## Instruction
Work out how many lines in the listing below include the word "drawn". Give nothing but the number.

## Given data
.....
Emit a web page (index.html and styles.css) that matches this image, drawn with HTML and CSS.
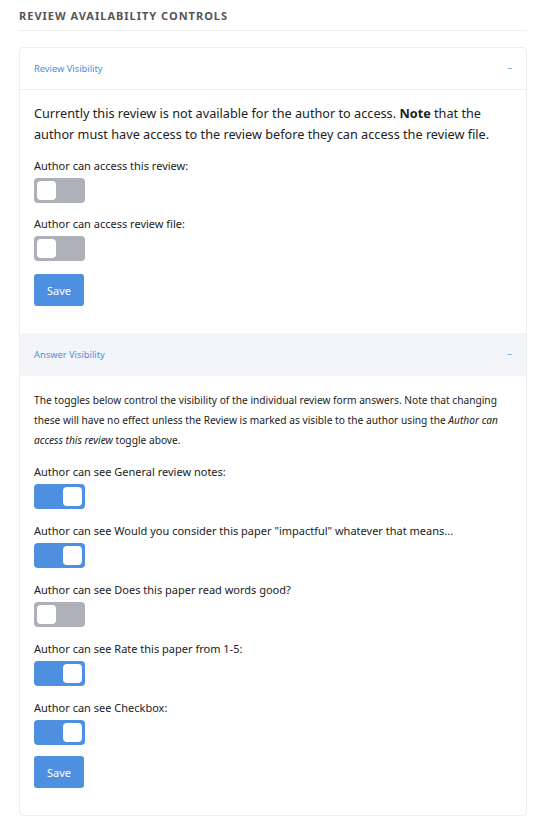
.....
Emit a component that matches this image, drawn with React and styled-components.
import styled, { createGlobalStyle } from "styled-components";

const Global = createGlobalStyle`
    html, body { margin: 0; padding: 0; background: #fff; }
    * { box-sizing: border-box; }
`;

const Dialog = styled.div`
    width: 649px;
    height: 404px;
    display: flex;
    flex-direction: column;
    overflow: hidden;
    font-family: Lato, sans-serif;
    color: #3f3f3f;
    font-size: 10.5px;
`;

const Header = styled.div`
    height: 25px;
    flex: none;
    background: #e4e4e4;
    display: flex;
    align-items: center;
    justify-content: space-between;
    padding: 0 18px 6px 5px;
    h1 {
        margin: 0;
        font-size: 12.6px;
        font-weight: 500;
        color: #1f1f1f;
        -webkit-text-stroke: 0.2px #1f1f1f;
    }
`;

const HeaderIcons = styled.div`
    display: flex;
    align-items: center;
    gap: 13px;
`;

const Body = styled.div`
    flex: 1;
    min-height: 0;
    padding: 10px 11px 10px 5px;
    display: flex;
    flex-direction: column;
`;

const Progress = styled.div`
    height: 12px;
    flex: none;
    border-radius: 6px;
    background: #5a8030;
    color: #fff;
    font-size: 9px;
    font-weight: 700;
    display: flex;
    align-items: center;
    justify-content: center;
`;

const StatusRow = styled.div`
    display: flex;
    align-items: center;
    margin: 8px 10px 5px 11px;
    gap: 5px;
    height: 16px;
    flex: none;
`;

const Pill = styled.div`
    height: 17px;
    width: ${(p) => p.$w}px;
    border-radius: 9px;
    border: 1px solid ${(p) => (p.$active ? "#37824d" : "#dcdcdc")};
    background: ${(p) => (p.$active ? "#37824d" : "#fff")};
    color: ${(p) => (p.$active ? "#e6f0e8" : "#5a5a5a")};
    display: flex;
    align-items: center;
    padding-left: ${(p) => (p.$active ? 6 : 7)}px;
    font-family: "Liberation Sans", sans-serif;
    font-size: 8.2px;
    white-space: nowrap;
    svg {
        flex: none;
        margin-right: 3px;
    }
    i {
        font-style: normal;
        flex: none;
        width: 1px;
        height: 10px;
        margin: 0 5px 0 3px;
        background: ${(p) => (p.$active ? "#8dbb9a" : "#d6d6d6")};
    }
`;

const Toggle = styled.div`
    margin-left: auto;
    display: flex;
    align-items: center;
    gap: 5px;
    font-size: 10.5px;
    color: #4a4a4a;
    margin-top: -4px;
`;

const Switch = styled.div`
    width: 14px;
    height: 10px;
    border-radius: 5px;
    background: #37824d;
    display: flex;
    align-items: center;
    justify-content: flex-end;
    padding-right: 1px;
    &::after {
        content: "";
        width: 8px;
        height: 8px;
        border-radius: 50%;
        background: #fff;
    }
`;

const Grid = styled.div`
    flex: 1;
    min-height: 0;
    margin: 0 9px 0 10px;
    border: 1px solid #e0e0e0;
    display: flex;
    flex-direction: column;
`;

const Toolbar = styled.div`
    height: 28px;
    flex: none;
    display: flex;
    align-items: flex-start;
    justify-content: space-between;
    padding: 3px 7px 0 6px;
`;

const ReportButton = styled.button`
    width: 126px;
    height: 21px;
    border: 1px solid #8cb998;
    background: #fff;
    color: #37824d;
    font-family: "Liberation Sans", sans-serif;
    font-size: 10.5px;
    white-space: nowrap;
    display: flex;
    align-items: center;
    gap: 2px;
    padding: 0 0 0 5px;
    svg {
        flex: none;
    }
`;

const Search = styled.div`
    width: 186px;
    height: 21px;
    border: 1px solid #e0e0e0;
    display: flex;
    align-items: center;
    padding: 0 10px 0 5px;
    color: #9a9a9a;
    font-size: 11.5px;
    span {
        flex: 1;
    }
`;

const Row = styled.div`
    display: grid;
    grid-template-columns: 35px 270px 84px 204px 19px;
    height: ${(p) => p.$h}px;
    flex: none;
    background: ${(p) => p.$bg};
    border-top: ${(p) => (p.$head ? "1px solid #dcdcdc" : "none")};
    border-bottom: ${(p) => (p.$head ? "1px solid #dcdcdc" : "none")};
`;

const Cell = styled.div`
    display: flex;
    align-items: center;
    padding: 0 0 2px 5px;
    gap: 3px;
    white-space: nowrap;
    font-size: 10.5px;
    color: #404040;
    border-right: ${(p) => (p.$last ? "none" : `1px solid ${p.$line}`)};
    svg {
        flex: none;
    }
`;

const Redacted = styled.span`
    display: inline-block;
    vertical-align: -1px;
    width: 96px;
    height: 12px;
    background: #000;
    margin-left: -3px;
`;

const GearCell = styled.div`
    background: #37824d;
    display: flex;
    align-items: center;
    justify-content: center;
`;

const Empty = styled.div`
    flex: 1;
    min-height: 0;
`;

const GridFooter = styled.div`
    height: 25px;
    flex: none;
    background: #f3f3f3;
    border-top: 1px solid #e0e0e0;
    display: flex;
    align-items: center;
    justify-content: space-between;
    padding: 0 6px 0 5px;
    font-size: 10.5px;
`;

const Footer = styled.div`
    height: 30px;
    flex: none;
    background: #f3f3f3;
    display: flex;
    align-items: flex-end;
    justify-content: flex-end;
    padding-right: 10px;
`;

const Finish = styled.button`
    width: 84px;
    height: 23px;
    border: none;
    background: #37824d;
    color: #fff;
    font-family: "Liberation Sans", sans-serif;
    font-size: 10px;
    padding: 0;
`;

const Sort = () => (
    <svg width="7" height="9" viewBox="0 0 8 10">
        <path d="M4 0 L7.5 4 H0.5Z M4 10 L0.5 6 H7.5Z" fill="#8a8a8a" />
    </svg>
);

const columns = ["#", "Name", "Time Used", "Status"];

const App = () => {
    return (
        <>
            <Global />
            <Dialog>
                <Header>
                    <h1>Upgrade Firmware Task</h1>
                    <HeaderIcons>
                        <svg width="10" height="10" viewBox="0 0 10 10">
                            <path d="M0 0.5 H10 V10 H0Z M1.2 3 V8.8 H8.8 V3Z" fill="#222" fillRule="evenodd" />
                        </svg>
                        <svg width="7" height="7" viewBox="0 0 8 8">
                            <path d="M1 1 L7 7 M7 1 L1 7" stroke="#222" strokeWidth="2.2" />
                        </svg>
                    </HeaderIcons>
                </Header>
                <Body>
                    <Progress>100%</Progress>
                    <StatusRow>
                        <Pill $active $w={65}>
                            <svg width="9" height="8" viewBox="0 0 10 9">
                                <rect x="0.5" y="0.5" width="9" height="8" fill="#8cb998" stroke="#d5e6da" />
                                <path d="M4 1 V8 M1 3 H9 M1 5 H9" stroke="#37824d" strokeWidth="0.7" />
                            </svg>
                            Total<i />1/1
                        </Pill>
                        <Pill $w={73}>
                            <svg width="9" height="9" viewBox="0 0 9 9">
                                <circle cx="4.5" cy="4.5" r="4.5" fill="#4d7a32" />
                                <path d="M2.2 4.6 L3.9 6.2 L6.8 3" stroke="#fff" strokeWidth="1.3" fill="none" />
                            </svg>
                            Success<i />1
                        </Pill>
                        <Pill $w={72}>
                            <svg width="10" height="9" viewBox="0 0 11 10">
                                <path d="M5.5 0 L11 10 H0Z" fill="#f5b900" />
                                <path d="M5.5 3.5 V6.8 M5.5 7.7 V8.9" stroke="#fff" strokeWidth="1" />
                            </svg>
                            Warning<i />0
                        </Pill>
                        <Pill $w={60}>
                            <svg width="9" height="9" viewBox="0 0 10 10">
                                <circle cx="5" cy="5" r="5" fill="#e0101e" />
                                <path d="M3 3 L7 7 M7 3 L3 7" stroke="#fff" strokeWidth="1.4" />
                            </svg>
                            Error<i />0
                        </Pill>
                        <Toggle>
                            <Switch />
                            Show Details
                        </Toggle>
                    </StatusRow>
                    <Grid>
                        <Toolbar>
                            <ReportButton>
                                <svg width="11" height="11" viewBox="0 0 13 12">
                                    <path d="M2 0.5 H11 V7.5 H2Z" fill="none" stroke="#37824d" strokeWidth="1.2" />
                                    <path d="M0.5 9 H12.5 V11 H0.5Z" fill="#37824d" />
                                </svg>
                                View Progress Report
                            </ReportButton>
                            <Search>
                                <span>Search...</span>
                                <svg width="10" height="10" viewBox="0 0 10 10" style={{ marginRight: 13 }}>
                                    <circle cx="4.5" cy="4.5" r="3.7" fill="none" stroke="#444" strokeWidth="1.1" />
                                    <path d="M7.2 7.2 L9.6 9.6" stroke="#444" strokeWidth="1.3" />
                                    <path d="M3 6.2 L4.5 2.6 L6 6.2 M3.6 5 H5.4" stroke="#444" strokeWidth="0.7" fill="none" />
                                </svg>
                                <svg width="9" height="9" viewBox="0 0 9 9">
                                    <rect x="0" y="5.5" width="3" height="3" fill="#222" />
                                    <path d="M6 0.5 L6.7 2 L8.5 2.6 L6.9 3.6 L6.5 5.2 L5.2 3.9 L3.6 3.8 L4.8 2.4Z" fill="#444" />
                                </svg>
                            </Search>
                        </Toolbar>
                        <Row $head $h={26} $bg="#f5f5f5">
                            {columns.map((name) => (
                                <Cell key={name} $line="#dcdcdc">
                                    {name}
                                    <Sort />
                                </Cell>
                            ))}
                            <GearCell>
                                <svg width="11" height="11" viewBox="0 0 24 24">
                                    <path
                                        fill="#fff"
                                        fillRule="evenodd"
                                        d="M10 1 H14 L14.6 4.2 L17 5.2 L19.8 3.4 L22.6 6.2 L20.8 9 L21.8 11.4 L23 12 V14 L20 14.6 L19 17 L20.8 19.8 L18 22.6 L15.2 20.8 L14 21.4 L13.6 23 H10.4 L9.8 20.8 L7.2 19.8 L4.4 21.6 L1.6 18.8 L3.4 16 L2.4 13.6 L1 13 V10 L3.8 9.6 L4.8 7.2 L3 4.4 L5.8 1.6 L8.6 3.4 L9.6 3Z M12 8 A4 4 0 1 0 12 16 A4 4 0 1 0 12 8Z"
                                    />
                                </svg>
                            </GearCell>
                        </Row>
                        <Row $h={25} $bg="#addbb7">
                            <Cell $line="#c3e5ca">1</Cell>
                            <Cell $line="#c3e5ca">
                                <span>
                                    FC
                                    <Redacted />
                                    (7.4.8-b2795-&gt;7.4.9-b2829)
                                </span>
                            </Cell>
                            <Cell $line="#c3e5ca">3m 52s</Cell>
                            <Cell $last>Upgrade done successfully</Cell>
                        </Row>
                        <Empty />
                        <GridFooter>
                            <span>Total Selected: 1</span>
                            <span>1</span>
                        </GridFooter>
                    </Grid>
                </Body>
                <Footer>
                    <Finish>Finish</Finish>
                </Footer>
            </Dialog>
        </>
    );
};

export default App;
.....
## Solution to this problem
2